The formal categories that Scheggi found to address his research interests best were modularity, monochromy, negative space, planarity, and reflectivity. In the 1960s,To explore these topics, he devised the inter-generic pittura-oggetto (picture-object). Composed of layered canvases, the pittura-oggetto existed somewhere between sculpture and painting, having both planar and spatial properties. Scheggi grouped them into various series, including the pitture-oggetto a elementi modulari (modular picture-objects), the Intersuperficie curve (curved intersurfaces), shown here, and the Intersuperficie a zone riflesse (intersurfaces with reflective zones).

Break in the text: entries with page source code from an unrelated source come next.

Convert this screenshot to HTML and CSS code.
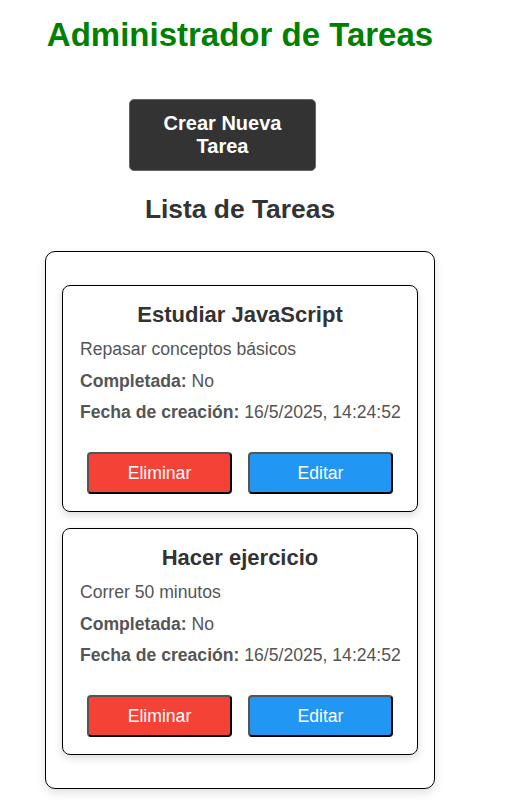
FILE: index.html
```html
<!DOCTYPE html>
<html lang="es">
<head>
<meta charset="utf-8">
<title>Administrador de Tareas</title>
<link rel="stylesheet" href="styles.css">
</head>
<body>
<div class="app">
  <h1 class="title">Administrador de Tareas</h1>
  <div class="create-row">
    <button class="create-btn">Crear Nueva Tarea</button>
  </div>
  <h2 class="list-title">Lista de Tareas</h2>
  <div class="task-list">
    <div class="task-card">
      <h3 class="task-name">Estudiar JavaScript</h3>
      <p class="task-line">Repasar conceptos básicos</p>
      <p class="task-line"><strong>Completada:</strong> No</p>
      <p class="task-line"><strong>Fecha de creación:</strong> 16/5/2025, 14:24:52</p>
      <div class="task-actions">
        <button class="btn btn-delete">Eliminar</button>
        <button class="btn btn-edit">Editar</button>
      </div>
    </div>
    <div class="task-card">
      <h3 class="task-name">Hacer ejercicio</h3>
      <p class="task-line">Correr 50 minutos</p>
      <p class="task-line"><strong>Completada:</strong> No</p>
      <p class="task-line"><strong>Fecha de creación:</strong> 16/5/2025, 14:24:52</p>
      <div class="task-actions">
        <button class="btn btn-delete">Eliminar</button>
        <button class="btn btn-edit">Editar</button>
      </div>
    </div>
  </div>
</div>
</body>
</html>
```
FILE: styles.css
```css
html, body {
  margin: 0;
  padding: 0;
  background: #fff;
}
body {
  font-family: "Liberation Sans", Arial, sans-serif;
}
.app {
  width: 480px;
  padding-top: 16px;
  padding-bottom: 20px;
}
.title {
  margin: 0;
  font-size: 33px;
  line-height: 38px;
  font-weight: bold;
  color: #008000;
  text-align: center;
}
.create-row {
  margin-top: 45px;
  padding-left: 129px;
}
.create-btn {
  display: block;
  width: 187px;
  height: 72px;
  box-sizing: border-box;
  padding: 0 24px;
  background: #333;
  color: #fff;
  border: 1px solid #666;
  border-radius: 5px;
  font-family: "Liberation Sans", Arial, sans-serif;
  font-size: 20px;
  font-weight: bold;
  line-height: 23px;
}
.list-title {
  margin: 23px 0 0;
  font-size: 26.4px;
  line-height: 30px;
  font-weight: bold;
  color: #333;
  text-align: center;
}
.task-list {
  margin: 27px 0 0 45px;
  width: 390px;
  box-sizing: border-box;
  border: 1px solid #000;
  border-radius: 10px;
  padding: 1px 16px;
  box-shadow: 0 4px 10px rgba(0, 0, 0, 0.12);
}
.task-card {
  margin: 32px 0 32px;
  border: 1px solid #000;
  border-radius: 8px;
  padding: 16px 17px 17px;
  box-shadow: 0 3px 8px rgba(0, 0, 0, 0.15);
}
.task-card + .task-card {
  margin-top: -16px;
}
.task-name {
  margin: 0;
  font-size: 22px;
  line-height: 25px;
  font-weight: bold;
  color: #333;
  text-align: center;
}
.task-line {
  margin: 12px 0 0;
  font-size: 17.6px;
  line-height: 20px;
  color: #555;
  white-space: nowrap;
}
.task-line + .task-line {
  margin-top: 11.5px;
}
.task-actions {
  display: flex;
  justify-content: center;
  gap: 16px;
  margin-top: 30px;
}
.btn {
  width: 145px;
  height: 42px;
  box-sizing: border-box;
  border: 2px outset #555;
  border-right-color: #111;
  border-bottom-color: #111;
  border-radius: 4px;
  color: #fff;
  font-family: "Liberation Sans", Arial, sans-serif;
  font-size: 17.6px;
  line-height: 20px;
  padding: 0;
}
.btn-delete {
  background: #f44336;
}
.btn-edit {
  background: #2196f3;
}
```
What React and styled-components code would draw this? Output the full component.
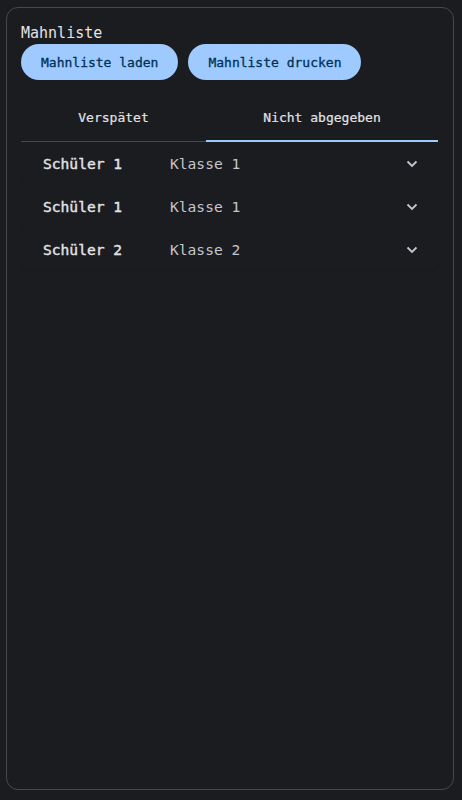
import React, { useState } from "react";
import styled, { createGlobalStyle } from "styled-components";

const GlobalStyle = createGlobalStyle`
  html, body {
    margin: 0;
    background: #1b1c1f;
  }
  body {
    padding: 7px 8px 10px 6px;
    font-family: "DejaVu Sans Mono", "Liberation Mono", monospace;
    color: #e3e2e6;
  }
`;

const Card = styled.div`
  box-sizing: border-box;
  height: 783px;
  border: 1px solid #47484d;
  border-radius: 12px;
  padding: 14px 15px 14px 14px;
  display: flex;
  flex-direction: column;
`;

const Title = styled.div`
  font-size: 15px;
  line-height: 22px;
  color: #e3e2e6;
`;

const ButtonRow = styled.div`
  display: flex;
  gap: 10px;
`;

// medium weight is faked with a thin stroke, the mono font has no 500
const PillButton = styled.button`
  height: 36px;
  padding: 0 20px;
  border: none;
  border-radius: 18px;
  background: #9ecaff;
  color: #003258;
  font-family: inherit;
  font-size: 13px;
  -webkit-text-stroke: 0.3px #003258;
  cursor: pointer;
`;

const Tabs = styled.div`
  display: flex;
  margin-top: 14px;
  border-bottom: 1px solid #45464b;
`;

const Tab = styled.div`
  flex: 1 1 auto;
  height: 47px;
  display: flex;
  align-items: center;
  justify-content: center;
  font-size: 13px;
  color: #e3e2e6;
  -webkit-text-stroke: 0.2px #e3e2e6;
  position: relative;
  cursor: pointer;

  &::after {
    content: "";
    position: absolute;
    left: 0;
    right: 0;
    bottom: -1px;
    height: 2px;
    background: ${(p) => (p.$active ? "#9ecaff" : "transparent")};
  }
`;

const List = styled.div`
  display: flex;
  flex-direction: column;
`;

const Row = styled.div`
  height: 43px;
  display: flex;
  align-items: center;
  padding: 0 19px 0 22px;
  border-radius: 0 0 8px 8px;
  background: #1b1c1f;
  box-shadow: 0 1px 2px -1px rgba(0, 0, 0, 0.25);
  font-size: 14.6px;
`;

const Name = styled.span`
  width: 127px;
  color: #e3e2e6;
  -webkit-text-stroke: 0.4px #e3e2e6;
`;

const ClassName = styled.span`
  flex: 1;
  color: #c6c6cc;
`;

const Chevron = () => (
  <svg width="14" height="14" viewBox="0 0 14 14">
    <path d="M2.5 4.5 L7 9 L11.5 4.5" fill="none" stroke="#c4c6cf" strokeWidth="1.8" />
  </svg>
);

const students = [
  { name: "Schüler 1", klasse: "Klasse 1" },
  { name: "Schüler 1", klasse: "Klasse 1" },
  { name: "Schüler 2", klasse: "Klasse 2" },
];

export default function App() {
  const [tab, setTab] = useState(1);
  return (
    <>
      <GlobalStyle />
      <Card>
        <Title>Mahnliste</Title>
        <ButtonRow>
          <PillButton>Mahnliste laden</PillButton>
          <PillButton>Mahnliste drucken</PillButton>
        </ButtonRow>
        <Tabs>
          <Tab $active={tab === 0} onClick={() => setTab(0)}>Verspätet</Tab>
          <Tab $active={tab === 1} onClick={() => setTab(1)}>Nicht abgegeben</Tab>
        </Tabs>
        <List>
          {students.map((s, i) => (
            <Row key={i}>
              <Name>{s.name}</Name>
              <ClassName>{s.klasse}</ClassName>
              <Chevron />
            </Row>
          ))}
        </List>
      </Card>
    </>
  );
}
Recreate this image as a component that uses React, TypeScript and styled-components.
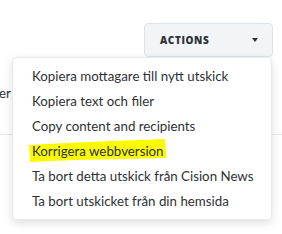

These works, which owe a debt to Scheggi’s teacher, Lucio Fontana, are rigorous without being pedantic, and Scheggi, while deadly serious about the high purpose of his work, had no trouble embracing the decorative aspects of his work, and hoped that the visual language he had developed could be applied not only to art, but to fashion and commercial design as well.

After he premature death from heart disease, his works were shown at the Italian pavilion of the Venice Biennale of 1972 and 1976. In 2013, the Associazione Paolo Scheggi was founded in Milan, dedicated to the study, authentication, and conservation of Scheggi’s artistic legacy, as well as the compilation of a catalogue raisonné of Scheggi’s work.